Professor N G Ranga, however, complimented the 'charter of fundamental
rights' saying the clauses were intended to see that those
who believed in liberalism at one end and Communism at the other
could not take advantage of the rights to pave way for totalitarianism.
In his reply, the Sardar said there were two schools of thought -- one
advocating the inclusion of as many rights as possible in the
report and the other seeking to restrict it to only those considered as fundamental.
"Between the two schools, finally a mean
was drawn," says Dr Chopra.
Patel piloted a model Constitution for the provinces in the Assembly
on July 15, 1947 which contained the limited powers of
governor, instructing him to report to the President about any grave situation
arising in the province.
Patel clarified it was not the intention to let the governor
exercise that power which could bring the provincial ministry
in conflict with the governor's office.
Enumerating the other special features of the model Constitution,
he said one such aspect was the many checks provided to ensure
fair appointments in the high court. The judges were to be appointed
by the President in consultation with the chief justice of the
Supreme Court, the chief justice of the provincial high court and the
governor with the advice of the provincial ministry.
On August 30, Patel presented the directive principles of
state policy at the Assembly.
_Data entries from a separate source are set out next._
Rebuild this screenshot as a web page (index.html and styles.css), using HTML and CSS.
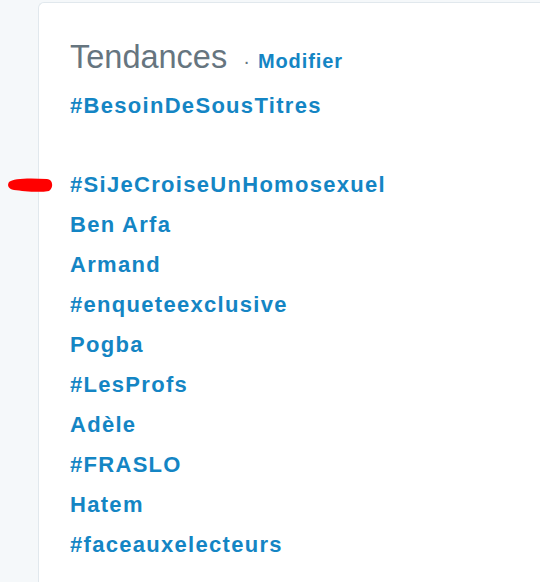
FILE: index.html
```html
<!DOCTYPE html>
<html lang="fr">
<head>
<meta charset="utf-8">
<title>Tendances</title>
<link rel="stylesheet" href="styles.css">
</head>
<body>
<div class="page">
  <section class="card">
    <h2 class="title"><span class="title-text">Tendances</span><span class="sep">·</span><a class="edit" href="#">Modifier</a></h2>
    <ul class="trends">
      <li><a href="#">#BesoinDeSousTitres</a></li>
      <li class="blank"></li>
      <li><a href="#">#SiJeCroiseUnHomosexuel</a></li>
      <li><a href="#">Ben Arfa</a></li>
      <li><a href="#">Armand</a></li>
      <li><a href="#">#enqueteexclusive</a></li>
      <li><a href="#">Pogba</a></li>
      <li><a href="#">#LesProfs</a></li>
      <li><a href="#">Adèle</a></li>
      <li><a href="#">#FRASLO</a></li>
      <li><a href="#">Hatem</a></li>
      <li><a href="#">#faceauxelecteurs</a></li>
    </ul>
  </section>
  <svg class="mark" width="50" height="24" viewBox="0 0 50 24" aria-hidden="true">
    <path d="M4,8 C8,4 26,4 42,5 C48,5 49,14 44,17 C33,19 18,17 9,16 C3,15 2,11 4,8 Z" fill="#ff0000"/>
  </svg>
</div>
</body>
</html>
```
FILE: styles.css
```css
html, body {
  margin: 0;
  padding: 0;
  background: #f5f8fa;
  overflow: hidden;
}

.page {
  position: relative;
  width: 540px;
  height: 582px;
  overflow: hidden;
}

.card {
  margin: 2px 0 0 38px;
  background: #ffffff;
  border: 1px solid #e1e8ed;
  border-right: none;
  border-bottom: none;
  border-radius: 6px 0 0 0;
  padding: 34px 0 0 31px;
  height: 600px;
  box-sizing: border-box;
}

.title {
  margin: 0;
  font-family: "Liberation Sans", Arial, sans-serif;
  font-weight: normal;
  font-size: 32.5px;
  line-height: 40px;
  height: 40px;
  color: #66757f;
  white-space: nowrap;
}

.sep {
  font-size: 20px;
  line-height: 1;
  margin: 0 8px 0 16px;
  color: #66757f;
}

.edit {
  font-size: 20px;
  line-height: 1;
  font-weight: bold;
  letter-spacing: 0.9px;
  color: #1485c4;
  text-decoration: none;
}

.trends {
  list-style: none;
  margin: 9px 0 0 0;
  padding: 0;
}

.trends li {
  height: 40px;
  font-family: "Liberation Sans", Arial, sans-serif;
  font-size: 22px;
  font-weight: bold;
  line-height: 40px;
  letter-spacing: 1.3px;
  white-space: nowrap;
}

.trends li.blank {
  height: 39px;
}

.trends a {
  color: #1485c4;
  text-decoration: none;
}

.mark {
  position: absolute;
  left: 5px;
  top: 174px;
}
```
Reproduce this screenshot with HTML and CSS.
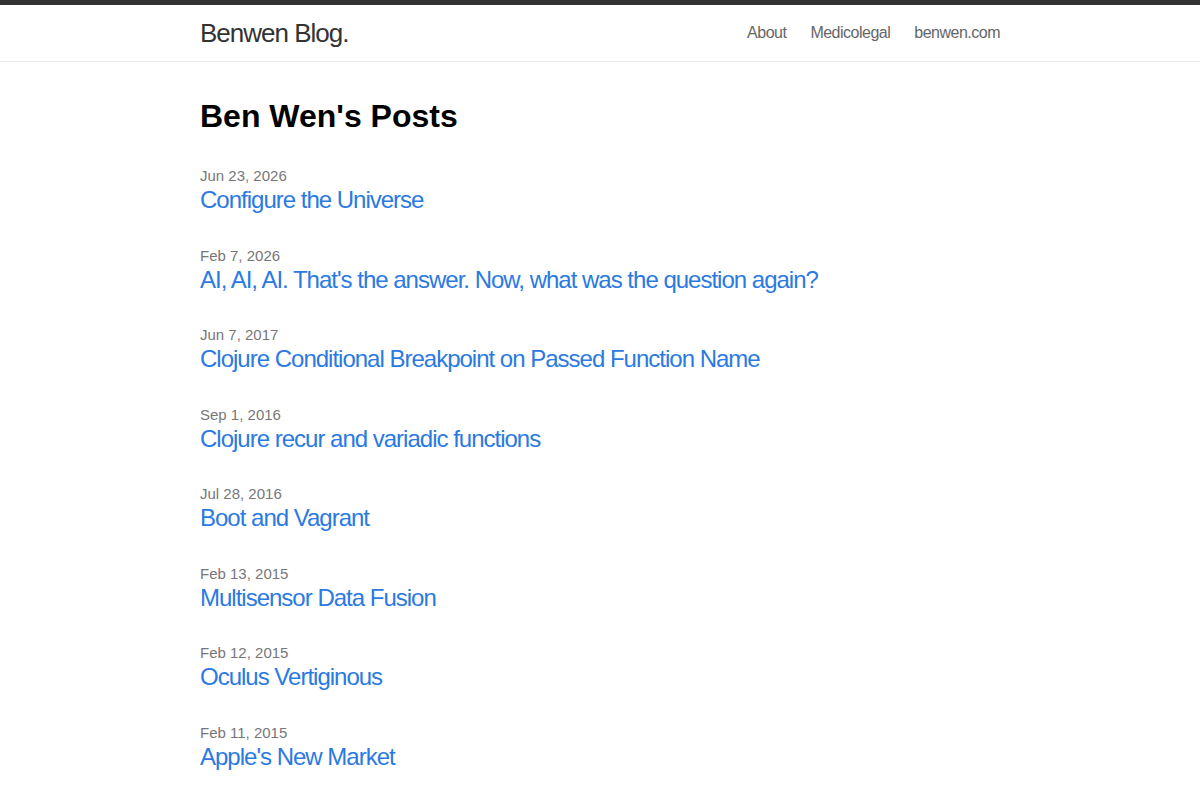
FILE: index.html
```html
<!DOCTYPE html>
<html lang="en">
<head>
<meta charset="utf-8">
<title>Benwen Blog.</title>
<link rel="stylesheet" href="styles.css">
</head>
<body>
<header class="site-header">
  <div class="wrapper header-row">
    <a class="site-title" href="#">Benwen Blog.</a>
    <nav class="site-nav">
      <a class="page-link" href="#">About</a>
      <a class="page-link" href="#">Medicolegal</a>
      <a class="page-link" href="#">benwen.com</a>
    </nav>
  </div>
</header>
<main class="page-content">
  <div class="wrapper">
    <h1 class="page-heading">Ben Wen's Posts</h1>
    <ul class="post-list">
      <li><span class="post-meta">Jun 23, 2026</span><a class="post-link" href="#">Configure the Universe</a></li>
      <li><span class="post-meta">Feb 7, 2026</span><a class="post-link" href="#">AI, AI, AI. That's the answer. Now, what was the question again?</a></li>
      <li><span class="post-meta">Jun 7, 2017</span><a class="post-link" href="#">Clojure Conditional Breakpoint on Passed Function Name</a></li>
      <li><span class="post-meta">Sep 1, 2016</span><a class="post-link" href="#">Clojure recur and variadic functions</a></li>
      <li><span class="post-meta">Jul 28, 2016</span><a class="post-link" href="#">Boot and Vagrant</a></li>
      <li><span class="post-meta">Feb 13, 2015</span><a class="post-link" href="#">Multisensor Data Fusion</a></li>
      <li><span class="post-meta">Feb 12, 2015</span><a class="post-link" href="#">Oculus Vertiginous</a></li>
      <li><span class="post-meta">Feb 11, 2015</span><a class="post-link" href="#">Apple's New Market</a></li>
    </ul>
  </div>
</main>
</body>
</html>
```
FILE: styles.css
```css
* { box-sizing: border-box; }
html, body { margin: 0; padding: 0; }
body {
  font-family: "Liberation Sans", Arial, Helvetica, sans-serif;
  color: #111;
  background: #fff;
  font-size: 16px;
  line-height: 1.5;
}
a { text-decoration: none; }
.wrapper {
  width: 800px;
  margin: 0 auto;
}
.site-header {
  border-top: 5px solid #333;
  border-bottom: 1px solid #e8e8e8;
}
.header-row {
  display: flex;
  justify-content: space-between;
  align-items: center;
  height: 56px;
}
.site-title {
  font-size: 26px;
  letter-spacing: -1px;
  color: #333;
  line-height: 56px;
}
.site-nav {
  display: flex;
  gap: 24px;
}
.page-link {
  color: #666;
  font-size: 16px;
  letter-spacing: -0.5px;
  line-height: 56px;
}
.page-content {
  padding-top: 30px;
}
.page-heading {
  font-size: 32px;
  font-weight: bold;
  color: #000;
  margin: 0 0 25px;
  line-height: 48px;
}
.post-list {
  list-style: none;
  margin: 0;
  padding: 0;
}
.post-list li {
  margin-bottom: 31.5px;
  display: flex;
  flex-direction: column;
  align-items: flex-start;
}
.post-meta {
  font-size: 15px;
  color: #777;
  line-height: 21px;
}
.post-link {
  font-size: 24px;
  letter-spacing: -1px;
  color: #2a7ae2;
  line-height: 27px;
}
```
Though not cognisable by any
court of law, the directive principles were fundamental in the governance of the country.
On October 12, 1949, he outlined the concept of people's polity
to replace the rulers polity in states acceding to the Indian Union;
and a special status for Jammu and Kashmir.
About a month later, the Sardar announced in the
House, "All the nine states, specified in part B of the first
schedule of the Constitution, including the state of Hyderabad,
have signified their acceptance of the Constitution."
The Constitution came into force from January 26, 1950.